Look no further than “Concrete” for your example, where a tom-heavy rhythm anchors a speedy, rhythmically complex guitar/bass fusion. The surprisingly bright guitar and bass tone drop out without warning and give way to an a cappella chorale. Just out of nowhere, you know? Because that’s what we do here. Just about the time you get used to it, they blast off into a punk-inspired section that wouldn’t be out of place on a Deep Elm post-punk circa ’05 release. To signal the second verse, they throw in an 8-bit video game noise low in the mix. Not obvious, but totally there. Are you guys reading my mind or something? In short, “Concrete” is almost certainly going to be on my “top songs of the year,” even if it was released three days before 2013 started.

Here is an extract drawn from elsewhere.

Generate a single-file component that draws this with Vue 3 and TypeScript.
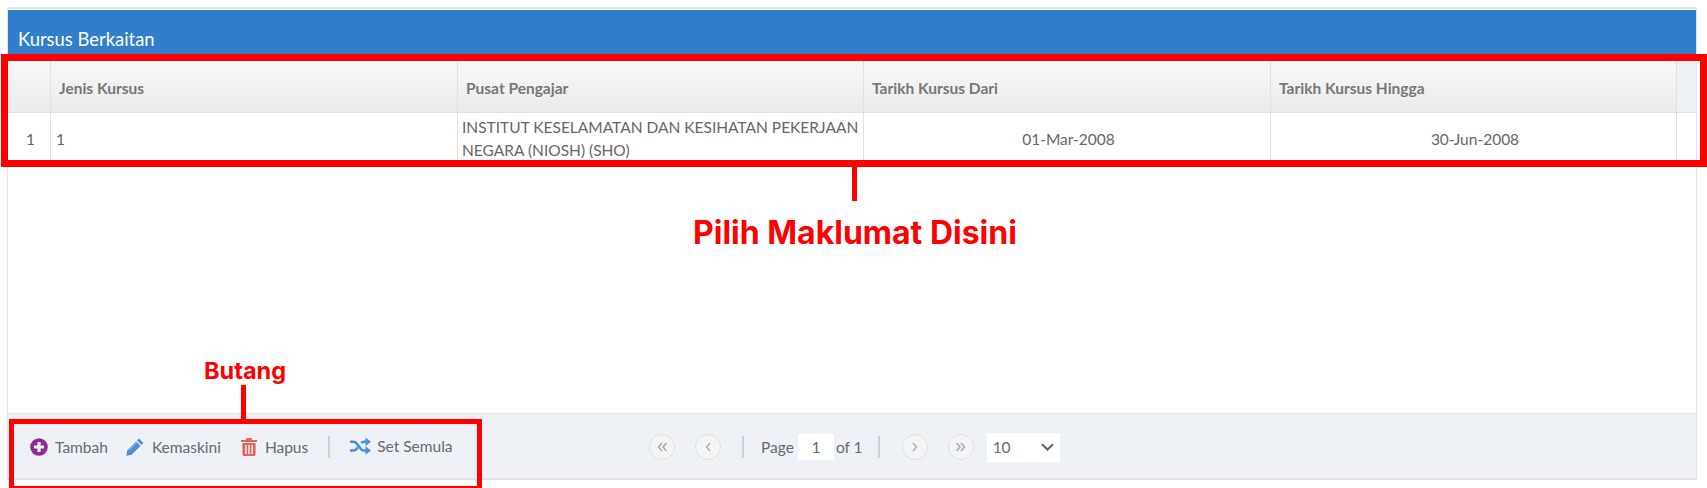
<script setup lang="ts">
interface Column { label: string; width: number }
const columns: Column[] = [
  { label: '', width: 43 },
  { label: 'Jenis Kursus', width: 407 },
  { label: 'Pusat Pengajar', width: 406 },
  { label: 'Tarikh Kursus Dari', width: 407 },
  { label: 'Tarikh Kursus Hingga', width: 406 },
]
</script>

<template>
  <div class="page">
    <section class="panel">
      <header class="title"><span>Kursus Berkaitan</span></header>
      <div class="thead">
        <div v-for="c in columns" :key="c.label" class="th" :style="{ width: c.width + 'px' }">{{ c.label }}</div>
      </div>
      <div class="row">
        <div class="td num" :style="{ width: columns[0].width + 'px' }">1</div>
        <div class="td" :style="{ width: columns[1].width + 'px' }">1</div>
        <div class="td wrap" :style="{ width: columns[2].width + 'px' }">INSTITUT KESELAMATAN DAN KESIHATAN PEKERJAAN NEGARA (NIOSH) (SHO)</div>
        <div class="td center" :style="{ width: columns[3].width + 'px' }">01-Mar-2008</div>
        <div class="td center" :style="{ width: columns[4].width + 'px' }">30-Jun-2008</div>
      </div>
      <div class="body"></div>
      <footer class="footer">
        <div class="actions">
          <a class="act tambah">
            <svg width="18" height="18" viewBox="0 0 18 18"><circle cx="9" cy="9" r="8.800" fill="#8e2a96"/><path d="M7.400 4h3.200v3.400H14v3.200h-3.400V14H7.400v-3.400H4V7.400h3.400z" fill="#eef1f6"/></svg>
            Tambah
          </a>
          <a class="act kemaskini">
            <svg width="18" height="18" viewBox="0 0 18 18"><path d="M13 .6 17.400 5 15.400 7 11 2.600zM10.100 3.500 14.500 7.900 5.600 16.800.3 17.700 1.200 12.400z" fill="#4a90d9"/><path d="M3.400 11.800 10.700 4.500" stroke="#a9cbed" stroke-width="1"/></svg>
            Kemaskini
          </a>
          <a class="act hapus">
            <svg width="16" height="18" viewBox="0 0 16 18"><path d="M5.600 0h4.800l1 2H16v2H0V2h4.600zM1.400 5h13.200v11.200c0 1-.8 1.800-1.800 1.800H3.200c-1 0-1.800-.8-1.800-1.800zM4.200 7v9h1.400V7zm3.100 0v9h1.400V7zm3.100 0v9h1.400V7z" fill="#e0675c" fill-rule="evenodd"/></svg>
            Hapus
          </a>
          <span class="sep"></span>
          <a class="act reset">
            <svg width="21" height="18" viewBox="0 0 21 18"><path d="M0 4.700h3.500c1.500 0 2.400.7 3.200 1.800l4.200 5.500c.8 1 1.600 1.500 2.900 1.500H16" fill="none" stroke="#4a90d9" stroke-width="2.600"/><path d="M0 13.500h3.500c1.500 0 2.400-.7 3.200-1.800l1-1.300M11.300 6.100c.7-.9 1.500-1.400 2.600-1.400H16" fill="none" stroke="#4a90d9" stroke-width="2.600"/><path d="M15.500.5 21 4.700 15.500 9zM15.500 9.300 21 13.500 15.500 17.700z" fill="#4a90d9"/></svg>
            Set Semula
          </a>
        </div>
        <div class="pager">
          <button class="circle"><svg width="11" height="10" viewBox="0 0 11 10"><path d="M5 1 1.500 5 5 9M9.500 1 6 5l3.500 4" fill="none" stroke="#aaa" stroke-width="1.500"/></svg></button>
          <button class="circle second"><svg width="6" height="10" viewBox="0 0 6 10"><path d="M5 1 1.500 5 5 9" fill="none" stroke="#aaa" stroke-width="1.300"/></svg></button>
          <span class="sep pager-sep"></span>
          <span class="page-label">Page</span>
          <span class="page-input">1</span>
          <span class="page-of">of 1</span>
          <span class="sep pager-sep2"></span>
          <button class="circle next"><svg width="6" height="10" viewBox="0 0 6 10"><path d="M1 1 4.500 5 1 9" fill="none" stroke="#aaa" stroke-width="1.300"/></svg></button>
          <button class="circle second"><svg width="11" height="10" viewBox="0 0 11 10"><path d="M1.500 1 5 5 1.500 9M6 1l3.500 4L6 9" fill="none" stroke="#aaa" stroke-width="1.500"/></svg></button>
          <div class="select">
            <span>10</span>
            <svg width="13" height="8" viewBox="0 0 13 8"><path d="M1 1.200 6.500 6.500 12 1.200" fill="none" stroke="#5b6673" stroke-width="2"/></svg>
          </div>
        </div>
      </footer>
    </section>

    <div class="mark mark-table"></div>
    <div class="tick tick-table"></div>
    <div class="note note-table">Pilih Maklumat Disini</div>
    <div class="mark mark-actions"></div>
    <div class="tick tick-actions"></div>
    <div class="note note-actions">Butang</div>
  </div>
</template>

<style>
html, body { margin: 0; background: #fff; }
</style>

<style scoped>
.page {
  position: relative;
  width: 1707px;
  height: 488px;
  overflow: hidden;
  background: #fff;
  font-family: Lato, "Open Sans", sans-serif;
  font-size: 15.5px;
  color: #676a6c;
  padding-top: 7px;
  box-sizing: border-box;
}
.panel {
  width: 1690px;
  height: 473px;
  margin-left: 7px;
  box-sizing: border-box;
  border: 1px solid #e3e3e3;
  border-top-width: 2px;
  border-radius: 3px 3px 0 0;
  padding-top: 1px;
  display: flex;
  flex-direction: column;
}
.title {
  height: 51px;
  flex: none;
  background: #317ecc;
  color: #fff;
  font-size: 18.4px;
  display: flex;
  align-items: flex-end;
  padding: 0 0 10px 10px;
  box-sizing: border-box;
  line-height: 24px;
}
.thead {
  flex: none;
  height: 52px;
  display: flex;
  background: #eef1f6;
  border-bottom: 1px solid #e1e1e1;
  box-sizing: border-box;
}
.th {
  flex: none;
  box-sizing: border-box;
  border-right: 1px solid #e1e1e1;
  background: linear-gradient(#f8f8f8, #ebebeb);
  font-weight: 700;
  color: #777;
  padding: 2px 0 0 8px;
  display: flex;
  align-items: center;
}
.row {
  flex: none;
  height: 47px;
  display: flex;
}
.td {
  flex: none;
  box-sizing: border-box;
  border-right: 1px solid #e1e1e1;
  padding: 4px 2px 0 5px;
  display: flex;
  align-items: center;
  color: #666;
}
.td.wrap { line-height: 23px; padding-top: 3px; align-items: flex-start; padding-left: 4px; }
.td.num { justify-content: center; padding-left: 3px; padding-right: 0; }
.td.center { justify-content: center; }
.body { flex: 1; border-bottom: 1px solid #e3e3e3; }
.footer {
  flex: none;
  height: 65px;
  background: #eef1f6;
  display: flex;
  align-items: center;
  padding-left: 22px;
  padding-bottom: 2px;
  box-sizing: border-box;
  border-bottom: 1px solid #e3e3e3;
}
.actions {
  display: flex;
  align-items: center;
  width: 619px;
  flex: none;
  padding-top: 4px;
}
.act {
  display: flex;
  align-items: center;
  gap: 7px;
  color: #626a73;
  margin-right: 18px;
}
.kemaskini { gap: 8px; margin-right: 20px; }
.hapus { margin-right: 20px; gap: 8px; }
.reset { gap: 6px; margin-top: -3px; margin-left: 20px; }
.sep {
  display: inline-block;
  width: 2px;
  height: 22px;
  background: #c8d1dc;
  flex: none;
}
.pager { display: flex; align-items: center; color: #626a73; padding-top: 4px; }
.circle {
  width: 26px;
  height: 26px;
  border-radius: 50%;
  border: 1px solid #e0e0e0;
  background: #f5f5f5;
  padding: 0;
  display: flex;
  align-items: center;
  justify-content: center;
  flex: none;
}
.second { margin-left: 20px; }
.pager-sep { margin: 0 17px 0 21px; }
.page-input {
  width: 36px;
  height: 26px;
  background: #fff;
  text-align: center;
  line-height: 26px;
  margin: 0 2px 0 4px;
}
.pager-sep2 { margin: 0 22px 0 15px; }
.select {
  width: 73px;
  height: 29px;
  margin-left: 13px;
  background: #fff;
  display: flex;
  align-items: center;
  justify-content: space-between;
  padding: 0 6px 0 6px;
  box-sizing: border-box;
  font-size: 15.5px;
}
.mark { position: absolute; box-sizing: border-box; border-style: solid; border-color: #f00; }
.mark-table { left: 1px; top: 54px; width: 1706px; height: 113px; border-width: 7px; }
.mark-actions { left: 9px; top: 419px; width: 473px; height: 72px; border-width: 5px; }
.tick { position: absolute; width: 5px; background: #f00; }
.tick-table { left: 852px; top: 167px; height: 34px; }
.tick-actions { left: 241px; top: 385px; height: 34px; }
.note {
  position: absolute;
  font-family: Inter, "Liberation Sans", sans-serif;
  font-weight: 700;
  color: #f00;
  white-space: nowrap;
}
.note-table { left: 693px; top: 214px; font-size: 32px; line-height: 38px; }
.note-actions { left: 204px; top: 357px; font-size: 23.5px; line-height: 28px; }
</style>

The rest of the five-song release, while not as mind-blowing as “Concrete,” has much to praise. “A Wallflower (The Price of Being)” uses a math-rock-inspired riff as the lead on the track, but wraps it in a warm, friendly guitar tone. It’s dizzying in its execution, and it’s not as sterilized as some technical math rock can become. (This same sort of incredible guitar work appears in the spunky “Euro.”) The bass and drums follow the guitar around, snaking through time changes and mood changes at the guitar’s whim. It all works beautifully. The vocalist is also throwing down the best vocal line outside of “Concrete” while this is all going on. Yes. This band knows what is up when it comes to songwriting.

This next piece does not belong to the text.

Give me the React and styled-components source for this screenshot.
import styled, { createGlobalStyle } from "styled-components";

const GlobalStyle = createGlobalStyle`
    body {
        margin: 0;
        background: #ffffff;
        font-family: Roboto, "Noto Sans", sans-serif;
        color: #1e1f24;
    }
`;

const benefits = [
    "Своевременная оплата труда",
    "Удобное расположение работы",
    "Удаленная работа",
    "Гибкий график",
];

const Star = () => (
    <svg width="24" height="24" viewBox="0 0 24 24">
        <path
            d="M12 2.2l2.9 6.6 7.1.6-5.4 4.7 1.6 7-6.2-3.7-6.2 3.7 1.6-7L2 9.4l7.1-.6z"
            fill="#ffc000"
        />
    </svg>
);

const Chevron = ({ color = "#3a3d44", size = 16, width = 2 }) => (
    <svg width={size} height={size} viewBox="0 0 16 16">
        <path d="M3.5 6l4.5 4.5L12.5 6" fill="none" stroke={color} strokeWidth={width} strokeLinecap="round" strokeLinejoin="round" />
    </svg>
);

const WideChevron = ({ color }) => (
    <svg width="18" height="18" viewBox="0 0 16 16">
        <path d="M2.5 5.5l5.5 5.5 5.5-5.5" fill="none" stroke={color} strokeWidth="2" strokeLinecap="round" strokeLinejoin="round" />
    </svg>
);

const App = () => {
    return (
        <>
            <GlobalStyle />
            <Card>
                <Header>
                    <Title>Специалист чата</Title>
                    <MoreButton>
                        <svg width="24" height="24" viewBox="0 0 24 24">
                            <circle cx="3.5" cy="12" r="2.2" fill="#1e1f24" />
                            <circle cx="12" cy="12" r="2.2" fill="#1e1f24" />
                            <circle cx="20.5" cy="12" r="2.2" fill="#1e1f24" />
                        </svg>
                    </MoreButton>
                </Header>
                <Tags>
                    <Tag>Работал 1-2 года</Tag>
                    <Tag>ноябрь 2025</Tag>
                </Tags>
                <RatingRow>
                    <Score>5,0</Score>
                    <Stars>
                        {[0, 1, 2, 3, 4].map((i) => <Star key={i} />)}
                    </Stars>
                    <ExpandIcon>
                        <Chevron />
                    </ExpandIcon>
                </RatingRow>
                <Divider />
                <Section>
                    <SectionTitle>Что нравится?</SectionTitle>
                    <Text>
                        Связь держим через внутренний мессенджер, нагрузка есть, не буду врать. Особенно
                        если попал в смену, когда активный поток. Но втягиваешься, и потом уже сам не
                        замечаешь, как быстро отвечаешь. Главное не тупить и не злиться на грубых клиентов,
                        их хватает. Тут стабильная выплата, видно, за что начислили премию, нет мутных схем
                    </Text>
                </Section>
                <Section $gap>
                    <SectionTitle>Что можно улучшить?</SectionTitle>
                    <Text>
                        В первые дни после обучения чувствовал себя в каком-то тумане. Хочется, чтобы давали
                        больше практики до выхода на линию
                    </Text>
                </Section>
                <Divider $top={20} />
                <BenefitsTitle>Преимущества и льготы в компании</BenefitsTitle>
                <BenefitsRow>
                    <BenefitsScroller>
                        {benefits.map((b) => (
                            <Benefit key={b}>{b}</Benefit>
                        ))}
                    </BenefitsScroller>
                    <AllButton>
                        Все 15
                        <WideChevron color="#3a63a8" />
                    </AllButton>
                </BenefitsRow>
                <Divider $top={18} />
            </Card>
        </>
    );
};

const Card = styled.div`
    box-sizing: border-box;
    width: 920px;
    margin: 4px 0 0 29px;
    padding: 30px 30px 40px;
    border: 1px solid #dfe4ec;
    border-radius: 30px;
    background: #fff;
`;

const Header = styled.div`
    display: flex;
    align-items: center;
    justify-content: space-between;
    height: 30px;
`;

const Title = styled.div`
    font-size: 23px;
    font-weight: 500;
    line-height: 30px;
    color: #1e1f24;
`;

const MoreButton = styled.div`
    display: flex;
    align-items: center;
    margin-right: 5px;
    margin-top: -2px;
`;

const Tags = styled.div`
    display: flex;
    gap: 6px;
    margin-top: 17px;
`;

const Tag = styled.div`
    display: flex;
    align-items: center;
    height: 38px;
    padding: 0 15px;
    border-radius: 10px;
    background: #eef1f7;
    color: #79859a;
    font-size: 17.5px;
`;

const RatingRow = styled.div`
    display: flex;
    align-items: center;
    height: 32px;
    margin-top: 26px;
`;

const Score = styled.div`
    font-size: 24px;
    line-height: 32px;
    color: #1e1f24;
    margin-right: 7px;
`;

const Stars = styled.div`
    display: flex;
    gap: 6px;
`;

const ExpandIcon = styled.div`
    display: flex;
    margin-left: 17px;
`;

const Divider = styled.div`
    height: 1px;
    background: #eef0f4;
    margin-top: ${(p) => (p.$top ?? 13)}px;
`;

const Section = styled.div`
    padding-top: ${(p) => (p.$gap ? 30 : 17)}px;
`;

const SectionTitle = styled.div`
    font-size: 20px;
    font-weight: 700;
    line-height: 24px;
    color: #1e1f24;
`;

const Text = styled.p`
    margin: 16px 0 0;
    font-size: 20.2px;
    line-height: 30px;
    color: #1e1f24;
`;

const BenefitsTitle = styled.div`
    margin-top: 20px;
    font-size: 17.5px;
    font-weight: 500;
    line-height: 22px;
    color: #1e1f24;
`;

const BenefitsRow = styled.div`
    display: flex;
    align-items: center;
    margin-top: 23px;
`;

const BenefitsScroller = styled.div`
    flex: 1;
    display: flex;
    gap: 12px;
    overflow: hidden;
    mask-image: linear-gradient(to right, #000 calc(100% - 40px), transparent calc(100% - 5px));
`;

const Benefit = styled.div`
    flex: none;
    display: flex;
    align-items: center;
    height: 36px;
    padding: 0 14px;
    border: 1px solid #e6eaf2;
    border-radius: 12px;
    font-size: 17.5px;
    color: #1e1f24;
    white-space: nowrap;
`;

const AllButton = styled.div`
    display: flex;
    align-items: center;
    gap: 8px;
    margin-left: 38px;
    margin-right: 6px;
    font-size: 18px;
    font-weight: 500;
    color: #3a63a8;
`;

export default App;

Steven Hyden suggests in his piece on Muse that we’re headed for “a future where all music sounds like everything at once.” If mind-bending music like New Lungs’ is the result of having all genres accessible to us at all times, I’m all for it. I could use a few more shiver-inducing moments like “Concrete”‘s unexpected chorale in my music-listening life.

cyanmarble

Speaking of “all genres at once,” Swedish spazz-rockers Cyan Marble have dropped a new EP. Maya is almost twenty minutes of frenetic, whiplash-inducing rock spread out over three tunes. Comparisons to the Mars Volta will abound, both for the sky-high vocals and the penchant for pairing absurdly technical sections of math-rock with melodic ideas yanked from every imaginable permutation of rock music. Still, with MV gone, it’s good to see someone carrying on that spazz-rock torch.

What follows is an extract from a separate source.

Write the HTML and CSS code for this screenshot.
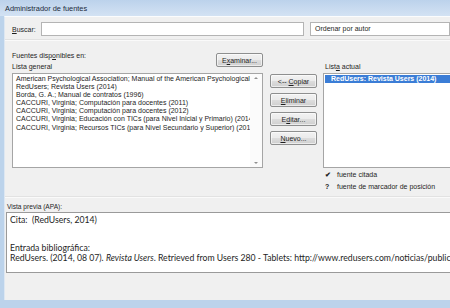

If there’s a breakout star of the EP, it’s bassist André Hayrapetian, whose intimidating chops are put front and center in “Purple Testament.” Instead of providing incredible work in the background as he did in previous EP Mirror, Hayrapetian carries the whole 7-minute tune with his rhythmic, melodic riffing. Now that Cyan Marble has established itself with two solid EPs of extremely intriguing rock, I’m interested to see where the muse takes them next. They’ve got the ambition and the chops to create some really incredible things, so we could be in for an impressive ride with Cyan Marble.

Three EPs

parmesans

The Parmesans were one of my favorite discoveries in 2012, which makes me thrilled to hear a new batch of their quirky, Californian bluegrass tunes so quickly. The Smell of Silence is a worthy successor, delivering both a light atmosphere and serious musicianship. If the five-song EP’s title didn’t tip you off, the moniker of “Heinous Pit of Death” and the wolf howls in “Delirious Dream” should alert you: this isn’t self-serious revivalism. They are serious musicians, however, showing off their vocal and instrumental chops in melodic and interesting ways (“Spicy Cigarette,” “See For Yourself”). Their vocal harmonies are especially top-notch in the beautiful “Walls for the Wind,” a setting of a traditional Irish blessing. The Parmesans’ uncluttered, earnest approach fits the sentiments perfectly, resulting in a perfect closer for the EP. The Smell of Silence is a joy to hear.

thesunandtheseas

Radio-friendly pop-punk has so dominated the high-tenor vocal range that it’s a tough fight to make that style vocals sound good in any other genre. But The Sun and the Sea make it work excellently in the indie-pop-rock of Vega. TSAS’s sound is much closer to the spacious, moody pop of Mae’s Destination: Beautiful, a personal favorite. There are crunchy electric guitars, tasteful electronic inclusions and soaring vocal melodies, but a more ambiguous, mature mood is the focus here. “Waves” and “One by One” employ towering crescendoes, while “Valiant” and “We Deal in Illusions” strike a more contemplative tone to get their message across. Some may hear this merely as pop-punk, but I think it’s got too much nuance to be lumped pejoratively in that category. If you’re interested in the work of indie-pop-rock like John K. Samson, I think you’ll like Vega very much.

cyanmarble

I heard that The Mars Volta broke up the other day, and I had a moment of silence for the loss of a spazzy, idiosyncratic band willing to follow its own vision. Cyan Marble has a better plan to celebrate TMV’s disappearance than silence: a three-song EP that follows in Omar Rodríguez-López and Cedric Bixler-Zavala’s very large footsteps. Mirror EP has everything you could want: crazy breakdowns, astonishing bass work, drastic mood changes, wild juxtapositions, even sky-high male vocals. Cyan Marble has its chops on display, but it also shows that it can write a compelling tune: “Monoceros” strikes a solid rhythmic and melodic groove and is easily identifiable as its own tune. The parenthetical after Mirror EP is (Demo), so this is only the beginning for this math/post/whatever-rock band, and I’d say they’re very worth keeping tabs on.